Supplied material:
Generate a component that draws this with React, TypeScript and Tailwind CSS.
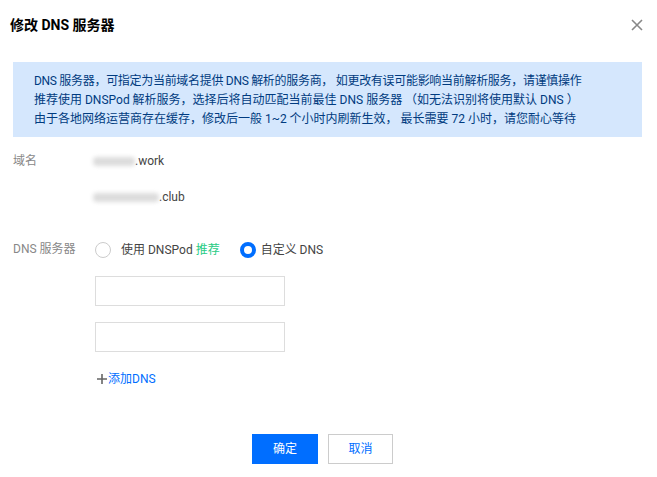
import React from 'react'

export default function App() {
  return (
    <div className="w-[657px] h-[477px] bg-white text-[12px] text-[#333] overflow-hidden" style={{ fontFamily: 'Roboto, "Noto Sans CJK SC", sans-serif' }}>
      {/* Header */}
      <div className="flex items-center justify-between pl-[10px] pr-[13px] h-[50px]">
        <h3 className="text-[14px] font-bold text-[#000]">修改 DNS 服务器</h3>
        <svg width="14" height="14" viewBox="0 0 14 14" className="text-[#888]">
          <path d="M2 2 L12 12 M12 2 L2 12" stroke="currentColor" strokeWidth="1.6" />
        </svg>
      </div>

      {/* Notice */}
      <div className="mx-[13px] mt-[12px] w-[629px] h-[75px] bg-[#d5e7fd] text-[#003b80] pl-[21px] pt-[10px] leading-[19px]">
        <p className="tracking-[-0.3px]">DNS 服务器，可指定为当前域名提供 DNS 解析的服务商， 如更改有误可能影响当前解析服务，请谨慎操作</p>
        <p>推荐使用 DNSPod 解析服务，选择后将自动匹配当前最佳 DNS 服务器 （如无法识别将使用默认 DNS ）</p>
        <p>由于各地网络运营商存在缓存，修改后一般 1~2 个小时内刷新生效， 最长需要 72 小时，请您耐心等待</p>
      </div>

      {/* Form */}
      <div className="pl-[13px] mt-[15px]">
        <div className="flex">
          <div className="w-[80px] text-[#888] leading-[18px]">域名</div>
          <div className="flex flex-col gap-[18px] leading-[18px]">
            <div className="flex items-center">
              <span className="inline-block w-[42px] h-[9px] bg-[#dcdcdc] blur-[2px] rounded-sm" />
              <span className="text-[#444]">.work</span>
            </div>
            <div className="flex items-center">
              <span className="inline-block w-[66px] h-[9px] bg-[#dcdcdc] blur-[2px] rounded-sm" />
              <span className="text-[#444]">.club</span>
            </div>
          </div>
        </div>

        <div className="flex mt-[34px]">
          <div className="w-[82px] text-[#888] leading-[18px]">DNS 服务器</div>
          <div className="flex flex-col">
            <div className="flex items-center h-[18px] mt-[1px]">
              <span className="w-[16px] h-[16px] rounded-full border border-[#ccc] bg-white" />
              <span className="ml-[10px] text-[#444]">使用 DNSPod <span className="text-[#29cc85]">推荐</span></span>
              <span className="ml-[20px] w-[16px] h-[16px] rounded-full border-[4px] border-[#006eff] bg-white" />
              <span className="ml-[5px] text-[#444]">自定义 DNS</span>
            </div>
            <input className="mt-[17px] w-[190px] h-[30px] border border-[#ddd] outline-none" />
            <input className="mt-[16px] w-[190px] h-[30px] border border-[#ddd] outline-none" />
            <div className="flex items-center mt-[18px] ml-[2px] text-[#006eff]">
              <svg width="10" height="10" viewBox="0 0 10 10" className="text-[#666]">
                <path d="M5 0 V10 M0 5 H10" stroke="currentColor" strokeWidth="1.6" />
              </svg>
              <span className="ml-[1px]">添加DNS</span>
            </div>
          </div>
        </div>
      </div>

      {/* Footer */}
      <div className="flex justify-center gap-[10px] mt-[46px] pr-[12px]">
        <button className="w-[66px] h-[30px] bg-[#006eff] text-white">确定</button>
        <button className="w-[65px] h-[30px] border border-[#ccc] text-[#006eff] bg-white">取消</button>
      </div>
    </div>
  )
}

Exercise task:
Transcribe the listing above verbatim. Omit the pictures.

Written response:
Generate a component that draws this with React, TypeScript and Tailwind CSS.
import React from 'react'

export default function App() {
  return (
    <div className="w-[657px] h-[477px] bg-white text-[12px] text-[#333] overflow-hidden" style={{ fontFamily: 'Roboto, "Noto Sans CJK SC", sans-serif' }}>
      {/* Header */}
      <div className="flex items-center justify-between pl-[10px] pr-[13px] h-[50px]">
        <h3 className="text-[14px] font-bold text-[#000]">修改 DNS 服务器</h3>
        <svg width="14" height="14" viewBox="0 0 14 14" className="text-[#888]">
          <path d="M2 2 L12 12 M12 2 L2 12" stroke="currentColor" strokeWidth="1.6" />
        </svg>
      </div>

      {/* Notice */}
      <div className="mx-[13px] mt-[12px] w-[629px] h-[75px] bg-[#d5e7fd] text-[#003b80] pl-[21px] pt-[10px] leading-[19px]">
        <p className="tracking-[-0.3px]">DNS 服务器，可指定为当前域名提供 DNS 解析的服务商， 如更改有误可能影响当前解析服务，请谨慎操作</p>
        <p>推荐使用 DNSPod 解析服务，选择后将自动匹配当前最佳 DNS 服务器 （如无法识别将使用默认 DNS ）</p>
        <p>由于各地网络运营商存在缓存，修改后一般 1~2 个小时内刷新生效， 最长需要 72 小时，请您耐心等待</p>
      </div>

      {/* Form */}
      <div className="pl-[13px] mt-[15px]">
        <div className="flex">
          <div className="w-[80px] text-[#888] leading-[18px]">域名</div>
          <div className="flex flex-col gap-[18px] leading-[18px]">
            <div className="flex items-center">
              <span className="inline-block w-[42px] h-[9px] bg-[#dcdcdc] blur-[2px] rounded-sm" />
              <span className="text-[#444]">.work</span>
            </div>
            <div className="flex items-center">
              <span className="inline-block w-[66px] h-[9px] bg-[#dcdcdc] blur-[2px] rounded-sm" />
              <span className="text-[#444]">.club</span>
            </div>
          </div>
        </div>

        <div className="flex mt-[34px]">
          <div className="w-[82px] text-[#888] leading-[18px]">DNS 服务器</div>
          <div className="flex flex-col">
            <div className="flex items-center h-[18px] mt-[1px]">
              <span className="w-[16px] h-[16px] rounded-full border border-[#ccc] bg-white" />
              <span className="ml-[10px] text-[#444]">使用 DNSPod <span className="text-[#29cc85]">推荐</span></span>
              <span className="ml-[20px] w-[16px] h-[16px] rounded-full border-[4px] border-[#006eff] bg-white" />
              <span className="ml-[5px] text-[#444]">自定义 DNS</span>
            </div>
            <input className="mt-[17px] w-[190px] h-[30px] border border-[#ddd] outline-none" />
            <input className="mt-[16px] w-[190px] h-[30px] border border-[#ddd] outline-none" />
            <div className="flex items-center mt-[18px] ml-[2px] text-[#006eff]">
              <svg width="10" height="10" viewBox="0 0 10 10" className="text-[#666]">
                <path d="M5 0 V10 M0 5 H10" stroke="currentColor" strokeWidth="1.6" />
              </svg>
              <span className="ml-[1px]">添加DNS</span>
            </div>
          </div>
        </div>
      </div>

      {/* Footer */}
      <div className="flex justify-center gap-[10px] mt-[46px] pr-[12px]">
        <button className="w-[66px] h-[30px] bg-[#006eff] text-white">确定</button>
        <button className="w-[65px] h-[30px] border border-[#ccc] text-[#006eff] bg-white">取消</button>
      </div>
    </div>
  )
}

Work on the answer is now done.